= Memorials to the Missing =

Memorials to the Missing is a radio play from the BBC Radio 4 Afternoon Play strand on the establishment of the Imperial War Graves Commission, first broadcast early in 2008 and repeated on 30 October the same year. It was written by Stephen Wyatt and directed by Martin Jenkins. It won the 2008 Tinniswood Award for Best Original Radio Drama Script at the Sony Radio Academy Awards.

==Plot==
It is centred on a fictional address given by Ware at the opening of the Thiepval Memorial, with flashbacks to his Red Cross work at the start of the war and his struggles against fierce opposition ever since to have war casualties buried where they fell under uniform headstones with no distinction of faith or rank.
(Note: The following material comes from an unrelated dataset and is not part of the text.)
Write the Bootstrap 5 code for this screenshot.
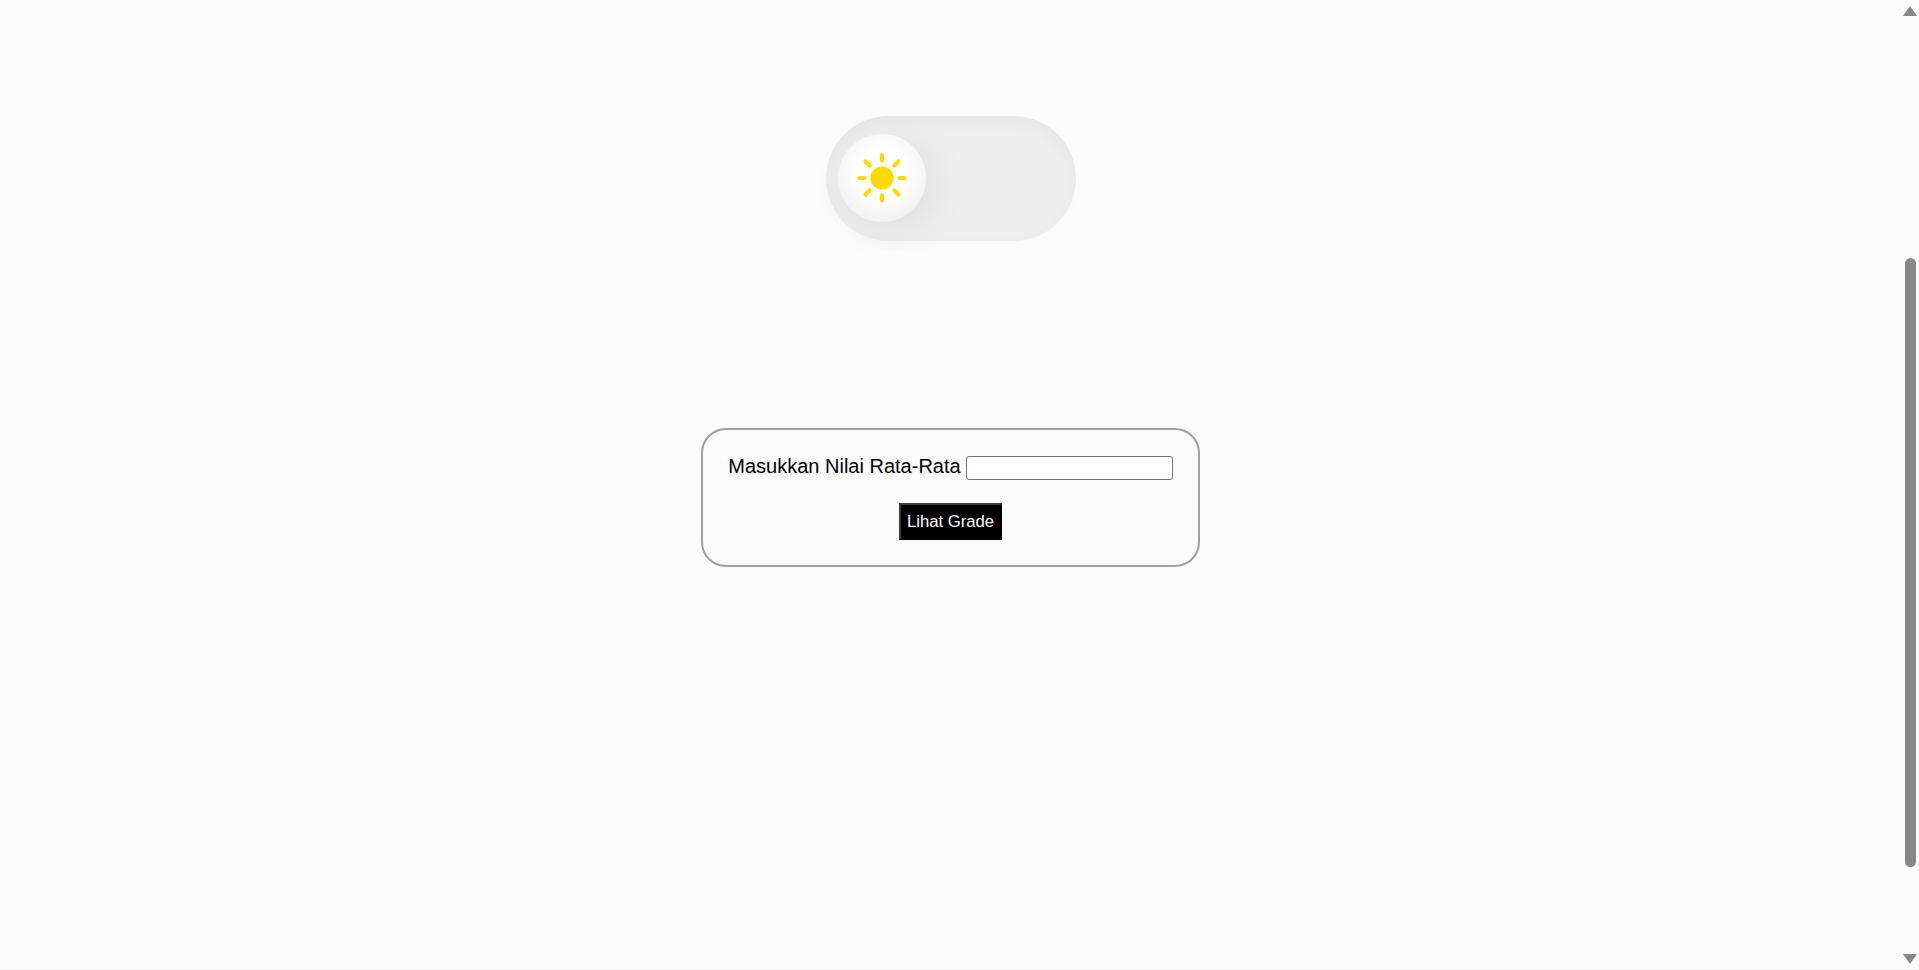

It is also interspersed with actuality recordings of present-day visitors to CWGC graves and with the voices of the soldiers commemorated 'haunting' Ware telling their own stories.

==Cast==
- Fabian Ware - Anton Lesser
- Edwin Lutyens, inspired by his wife's theosophy, designer of the Thiepval Memorial and the altar design for memorials to the missing and Ware's main supporter - Michael Maloney
- Gen Sir Nevil Macready - Keith Drinkel
- Lady Florence Cecil, wife of Lord William Cecil - Theresa Gallagher
- Alice/nurse - Sophie Roberts
- Soldiers - Karl Davies, Alex Wyndham, Ben Crowe

Other minor characters included Herbert Baker (Lutyens' initial opponent, going on to suggest the standard IWGC Cross of Sacrifice to Christianise the cemeteries), Charles Aitken (another architect who recommended a memorial institution rather than spending on war graves) and William Burdett-Coutts (MP for Westminster), whilst 'offstage' characters included Rudyard Kipling.